Professional Organizations in Forensic Accounting
Joining a professional organization enhances the student's overall educational experience. Professional organizations focus on education, leadership building, and networking. Students can find mentors through groups and explore curated job boards and other career services. Organizations constantly update their training materials to reflect changes in financial policy. By joining a professional association, students gain direct access to insider publications and events.
American Institute of CPAs
The AICPA is one of the oldest professional organizations for accountants. The institute creates and reforms auditing standards for CPAs in addition to providing continuing education materials. AICPA also administers the CPA exam.
The Institute of Internal Auditors
The IIA strives to represent the interests of professionals working as auditors, in risk management, governance, and with information technology auditing. IIA serves over 100,000 members globally.
Association of Government Accountants
The association supports professionals working in government financial management. AGACGFM provides training events, specialty publications, and professional certifications. They follow a code of ethics that addresses both behavior and professional conduct.

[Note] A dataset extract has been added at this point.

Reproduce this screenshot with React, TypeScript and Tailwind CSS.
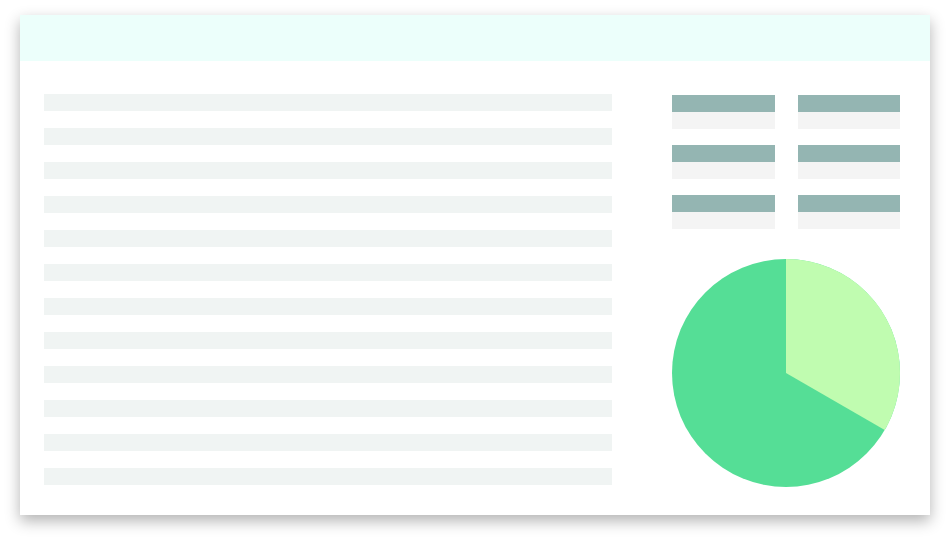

American Accounting Association
The AAA educates members using publications and innovative research findings. Members can read about their findings in the AAA Research Relevance Task Force Report.
Association for Accountants and Financial Professionals in Business
Established in 1919, this association boasts over 300 chapters in 140 countries. The association hosts both student and professional chapters with annual networking events and conferences.